Short problem:
Look through the data for the string "this". Copy every line where it is found.

Extracted information:
┏━━
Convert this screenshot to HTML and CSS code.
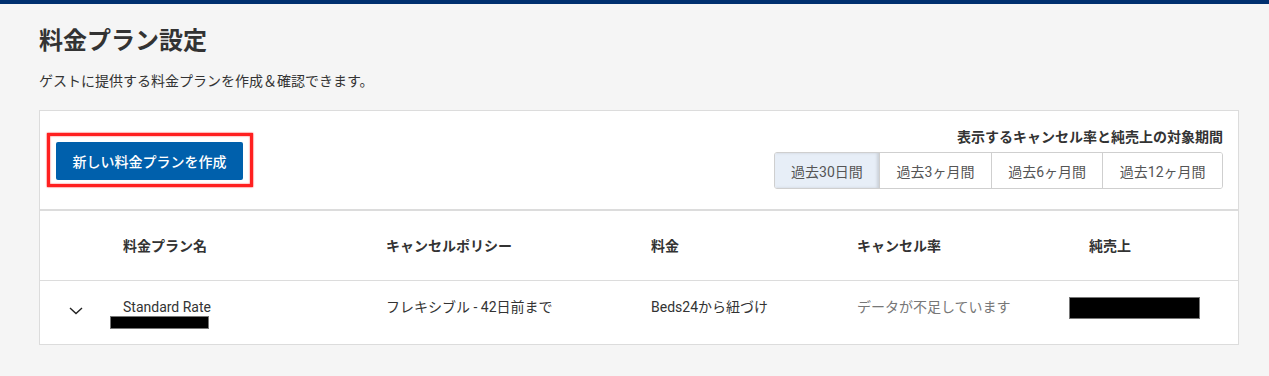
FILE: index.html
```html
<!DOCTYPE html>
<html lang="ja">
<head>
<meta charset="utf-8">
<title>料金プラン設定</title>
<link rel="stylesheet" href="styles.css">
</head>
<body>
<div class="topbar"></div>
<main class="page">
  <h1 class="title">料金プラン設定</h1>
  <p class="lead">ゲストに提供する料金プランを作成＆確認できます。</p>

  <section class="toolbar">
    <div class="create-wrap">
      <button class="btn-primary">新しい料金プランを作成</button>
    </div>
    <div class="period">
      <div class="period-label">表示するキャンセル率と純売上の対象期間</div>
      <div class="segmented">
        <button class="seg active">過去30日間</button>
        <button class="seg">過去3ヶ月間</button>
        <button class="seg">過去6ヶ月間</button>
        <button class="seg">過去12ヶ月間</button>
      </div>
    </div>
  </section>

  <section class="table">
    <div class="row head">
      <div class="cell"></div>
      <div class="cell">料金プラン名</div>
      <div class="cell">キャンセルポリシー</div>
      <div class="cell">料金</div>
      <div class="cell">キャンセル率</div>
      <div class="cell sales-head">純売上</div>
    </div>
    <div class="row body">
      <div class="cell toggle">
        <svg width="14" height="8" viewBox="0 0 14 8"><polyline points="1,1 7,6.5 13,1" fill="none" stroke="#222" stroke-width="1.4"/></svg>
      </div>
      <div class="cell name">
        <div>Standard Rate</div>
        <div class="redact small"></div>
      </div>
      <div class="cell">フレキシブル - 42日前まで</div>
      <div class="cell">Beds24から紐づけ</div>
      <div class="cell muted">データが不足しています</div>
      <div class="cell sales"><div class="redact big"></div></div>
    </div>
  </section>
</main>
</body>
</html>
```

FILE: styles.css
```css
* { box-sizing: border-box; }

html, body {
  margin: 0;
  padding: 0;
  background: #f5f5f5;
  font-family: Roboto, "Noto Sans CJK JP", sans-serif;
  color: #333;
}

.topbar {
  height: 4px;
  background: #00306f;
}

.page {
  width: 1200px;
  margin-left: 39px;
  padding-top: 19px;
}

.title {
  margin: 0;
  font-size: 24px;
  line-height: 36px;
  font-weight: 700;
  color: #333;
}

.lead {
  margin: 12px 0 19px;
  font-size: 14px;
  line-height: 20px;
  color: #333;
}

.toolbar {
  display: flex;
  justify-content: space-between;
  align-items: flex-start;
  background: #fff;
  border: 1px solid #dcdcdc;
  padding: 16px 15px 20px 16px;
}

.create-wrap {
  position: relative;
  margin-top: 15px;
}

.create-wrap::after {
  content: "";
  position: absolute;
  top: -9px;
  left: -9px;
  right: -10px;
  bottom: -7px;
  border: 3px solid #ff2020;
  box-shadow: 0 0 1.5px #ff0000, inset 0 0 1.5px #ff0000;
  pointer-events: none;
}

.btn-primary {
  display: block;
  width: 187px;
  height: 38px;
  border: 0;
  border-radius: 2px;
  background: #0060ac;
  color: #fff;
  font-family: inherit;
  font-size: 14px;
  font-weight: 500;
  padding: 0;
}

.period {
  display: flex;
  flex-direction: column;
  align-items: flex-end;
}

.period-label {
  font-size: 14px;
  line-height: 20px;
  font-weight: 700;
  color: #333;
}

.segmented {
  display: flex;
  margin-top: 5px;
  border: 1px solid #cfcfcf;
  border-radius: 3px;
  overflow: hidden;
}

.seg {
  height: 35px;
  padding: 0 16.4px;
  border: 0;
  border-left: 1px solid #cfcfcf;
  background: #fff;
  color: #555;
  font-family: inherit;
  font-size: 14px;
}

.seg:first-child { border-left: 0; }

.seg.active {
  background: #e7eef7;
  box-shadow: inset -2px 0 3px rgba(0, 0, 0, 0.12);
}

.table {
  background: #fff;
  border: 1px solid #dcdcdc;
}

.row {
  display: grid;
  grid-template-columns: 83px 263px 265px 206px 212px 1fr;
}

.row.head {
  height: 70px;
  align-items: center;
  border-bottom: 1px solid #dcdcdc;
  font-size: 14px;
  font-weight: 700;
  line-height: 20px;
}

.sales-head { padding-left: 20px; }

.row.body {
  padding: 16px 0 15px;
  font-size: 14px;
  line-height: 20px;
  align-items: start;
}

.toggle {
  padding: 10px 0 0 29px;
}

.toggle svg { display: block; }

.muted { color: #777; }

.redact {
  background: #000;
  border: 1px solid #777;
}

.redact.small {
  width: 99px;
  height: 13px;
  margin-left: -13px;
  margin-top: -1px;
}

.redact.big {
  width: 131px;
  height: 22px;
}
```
┗━━
┏━━
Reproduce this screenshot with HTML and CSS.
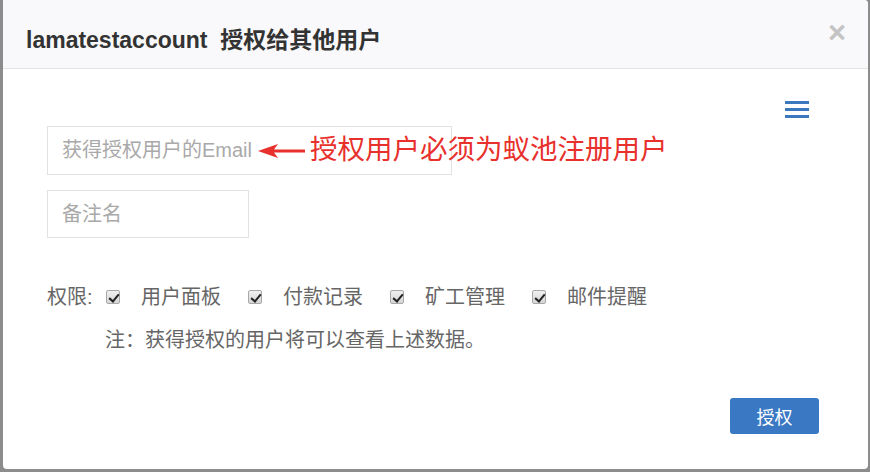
┗━━
┏━━
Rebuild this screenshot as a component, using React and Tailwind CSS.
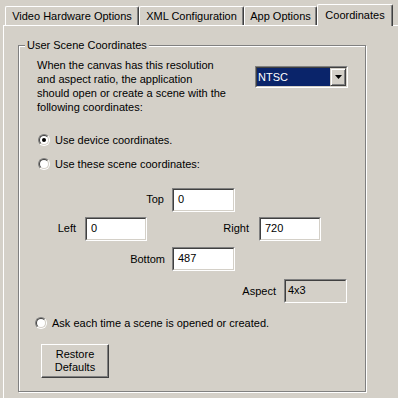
┗━━
Exercise output:
Convert this screenshot to HTML and CSS code.
Reproduce this screenshot with HTML and CSS.
Rebuild this screenshot as a component, using React and Tailwind CSS.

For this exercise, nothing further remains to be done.